**Work to be completed:** Below is a listing. Gather each line of it that contains "React".
::: Supplied data
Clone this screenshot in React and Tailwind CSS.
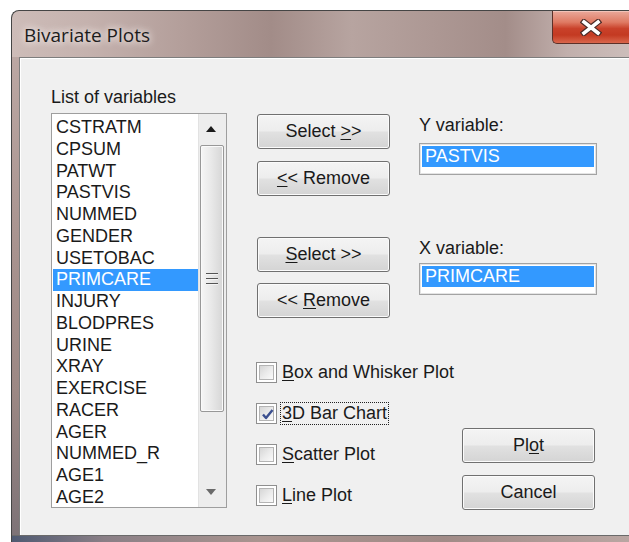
import React from "react";

const VARIABLES = [
  "CSTRATM",
  "CPSUM",
  "PATWT",
  "PASTVIS",
  "NUMMED",
  "GENDER",
  "USETOBAC",
  "PRIMCARE",
  "INJURY",
  "BLODPRES",
  "URINE",
  "XRAY",
  "EXERCISE",
  "RACER",
  "AGER",
  "NUMMED_R",
  "AGE1",
  "AGE2",
];

const font = { fontFamily: '"Liberation Sans", Arial, sans-serif' };

function Button({ children }) {
  return (
    <button
      type="button"
      className="h-[35px] w-[133px] flex items-center justify-center rounded-[3px] border border-[#707070] bg-[linear-gradient(to_bottom,#f4f4f4_0%,#ededed_48%,#e1e1e1_52%,#d4d4d4_100%)] shadow-[inset_0_0_0_1px_#fbfbfb] text-[18px] text-[#1a1a1a] whitespace-pre"
    >
      {children}
    </button>
  );
}

function Check({ checked, children, focused }) {
  return (
    <div className="h-[21px] flex items-center gap-[3px]">
      <div className="w-[21px] h-[21px] border border-[#8f8f8f] bg-white p-[2px]">
        <div className="relative w-full h-full border border-[#b4b4b4] bg-[linear-gradient(135deg,#d6d6d6_0%,#ececec_55%,#fafafa_100%)]">
          {checked && (
            <svg className="absolute inset-0" viewBox="0 0 15 15" width="15" height="15">
              <path d="M3 7.5 L6 11 L12.5 3" fill="none" stroke="#3b4f8f" strokeWidth="2.4" strokeLinejoin="round" />
            </svg>
          )}
        </div>
      </div>
      <span
        className={
          "text-[18px] leading-[21px] text-[#1a1a1a] px-[1px] " +
          (focused ? "border border-dotted border-[#222]" : "border border-transparent")
        }
      >
        {children}
      </span>
    </div>
  );
}

function ValueBox({ value }) {
  return (
    <div className="w-[178px] h-[32px] border border-[#a3a3a3] bg-white p-[2px] shadow-[inset_0_0_0_1px_#e4e4e4]">
      <div className="h-[21px] bg-[#3399ff] text-white text-[18px] leading-[21px] pl-[3px]">{value}</div>
    </div>
  );
}

function Scrollbar() {
  return (
    <div className="w-[28px] h-full flex flex-col bg-[#ededed] border-l border-[#e2e2e2]">
      <div className="h-[30px] flex items-center justify-center pr-[3px]">
        <svg width="10" height="6" viewBox="0 0 10 6">
          <path d="M0 6 L5 0 L10 6 Z" fill="#1b1b1b" />
        </svg>
      </div>
      <div className="flex-1 pt-[1px] pl-[1px] pr-[2px]">
        <div className="h-[267px] rounded-[2px] border border-[#989898] bg-[linear-gradient(to_right,#f6f6f6_0%,#e9e9e9_45%,#d6d6d6_100%)] shadow-[inset_0_0_0_1px_#fafafa] flex flex-col items-center justify-center gap-[3px]">
          <div className="w-[12px] h-[2px] bg-[#555] border-b border-[#f4f4f4]" />
          <div className="w-[12px] h-[2px] bg-[#555] border-b border-[#f4f4f4]" />
          <div className="w-[12px] h-[2px] bg-[#555] border-b border-[#f4f4f4]" />
        </div>
      </div>
      <div className="h-[30px] flex items-center justify-center pr-[3px]">
        <svg width="10" height="6" viewBox="0 0 10 6">
          <path d="M0 0 L10 0 L5 6 Z" fill="#6a6a6a" />
        </svg>
      </div>
    </div>
  );
}

function CloseButton() {
  return (
    <div className="w-[77px] h-[33px] rounded-bl-[5px] border-l border-b border-[#5c3028] bg-[linear-gradient(to_bottom,#eaa99b_0%,#df7a63_35%,#c9412a_55%,#c43a22_75%,#d9664c_100%)] shadow-[inset_0_1px_0_#f3c3b8] flex items-center justify-center">
      <svg width="22" height="17" viewBox="0 0 22 17">
        <path d="M4 3 L18 14 M18 3 L4 14" stroke="#4a2a26" strokeWidth="6" strokeLinecap="square" />
        <path d="M4 3 L18 14 M18 3 L4 14" stroke="#ffffff" strokeWidth="3.6" strokeLinecap="square" />
      </svg>
    </div>
  );
}

export default function App() {
  return (
    <div className="w-[629px] h-[542px] bg-white overflow-hidden" style={font}>
      <div className="ml-[11px] mt-[10px] w-[618px] h-[532px] flex flex-col rounded-tl-[8px] border-t border-l border-[#454545] bg-[linear-gradient(90deg,#cdbcb8_0%,#c5b2ae_12%,#b39e9a_28%,#a28c88_42%,#b7a4a0_55%,#ad9894_68%,#a38d89_80%,#c1afac_90%,#ccbdba_100%)]">
        {/* title bar */}
        <div className="h-[46px] flex items-start justify-between">
          <div className="pl-[12px] pt-[12px] text-[19px] leading-[24px] text-[#1c1c1c] [text-shadow:0_0_10px_#f3ecea,0_0_6px_#f3ecea]" style={{ fontFamily: '"Open Sans", "Noto Sans", sans-serif' }}>
            Bivariate Plots
          </div>
          <CloseButton />
        </div>

        <div className="flex-1 flex">
          {/* left frame edge */}
          <div className="w-[7px] bg-[linear-gradient(to_bottom,#bba7a3_0%,#a8938f_40%,#9c8884_70%,#7d7377_100%)]" />

          {/* client area */}
          <div className="flex-1 bg-[#f0f0f0] border-t border-l border-[#7d7d7d] shadow-[inset_1px_1px_0_#ffffff]">
            <div className="flex items-start pt-[28px] pl-[31px]">
              {/* variables list */}
              <div className="flex flex-col">
                <div className="h-[27px] text-[18px] leading-[22px] text-[#1a1a1a]">List of variables</div>
                <div className="w-[176px] h-[395px] border border-[#9e9e9e] bg-white flex">
                  <div className="w-[146px] pl-[1px] pt-[3px] overflow-hidden">
                    {VARIABLES.map((v) => (
                      <div
                        key={v}
                        className={
                          "h-[21.75px] leading-[21.75px] pl-[3px] text-[18px] whitespace-nowrap " +
                          (v === "PRIMCARE" ? "bg-[#3399ff] text-white" : "text-[#1a1a1a]")
                        }
                      >
                        {v}
                      </div>
                    ))}
                  </div>
                  <Scrollbar />
                </div>
              </div>

              {/* selection controls */}
              <div className="ml-[30px] mt-[28px] flex flex-col">
                <div className="flex">
                  <div className="flex flex-col gap-[12px]">
                    <Button>
                      {"Select "}
                      <u className="underline-offset-2">&gt;</u>
                      {">"}
                    </Button>
                    <Button>
                      <u className="underline-offset-2">&lt;</u>
                      {"< Remove"}
                    </Button>
                  </div>
                  <div className="ml-[29px] flex flex-col">
                    <div className="h-[22px] text-[18px] leading-[22px] text-[#1a1a1a]">Y variable:</div>
                    <div className="mt-[7px]">
                      <ValueBox value="PASTVIS" />
                    </div>
                  </div>
                </div>

                <div className="flex mt-[41px]">
                  <div className="flex flex-col gap-[11px]">
                    <Button>
                      <u className="underline-offset-2">S</u>
                      {"elect >>"}
                    </Button>
                    <Button>
                      {"<< "}
                      <u className="underline-offset-2">R</u>
                      {"emove"}
                    </Button>
                  </div>
                  <div className="ml-[29px] flex flex-col">
                    <div className="h-[22px] text-[18px] leading-[22px] text-[#1a1a1a]">X variable:</div>
                    <div className="mt-[4px]">
                      <ValueBox value="PRIMCARE" />
                    </div>
                  </div>
                </div>

                <div className="flex mt-[44px]">
                  <div className="-ml-[1px] w-[206px] flex flex-col gap-[20px]">
                    <Check>
                      <u className="underline-offset-2">B</u>ox and Whisker Plot
                    </Check>
                    <Check checked focused>
                      <u className="underline-offset-2">3</u>D Bar Chart
                    </Check>
                    <Check>
                      <u className="underline-offset-2">S</u>catter Plot
                    </Check>
                    <Check>
                      <u className="underline-offset-2">L</u>ine Plot
                    </Check>
                  </div>
                  <div className="pt-[66px] flex flex-col gap-[12px]">
                    <Button>
                      Pl<u className="underline-offset-2">o</u>t
                    </Button>
                    <Button>Cancel</Button>
                  </div>
                </div>
              </div>
            </div>
          </div>
        </div>

        {/* bottom frame edge */}
        <div className="h-[7px] border-t border-[#6a6a6a] bg-[linear-gradient(90deg,#4f5a72_0%,#8a7f86_15%,#a9948f_40%,#a18b87_70%,#b9a6a2_100%)]" />
      </div>
    </div>
  );
}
::::::
**Response for this exercise:**
Clone this screenshot in React and Tailwind CSS.
import React from "react";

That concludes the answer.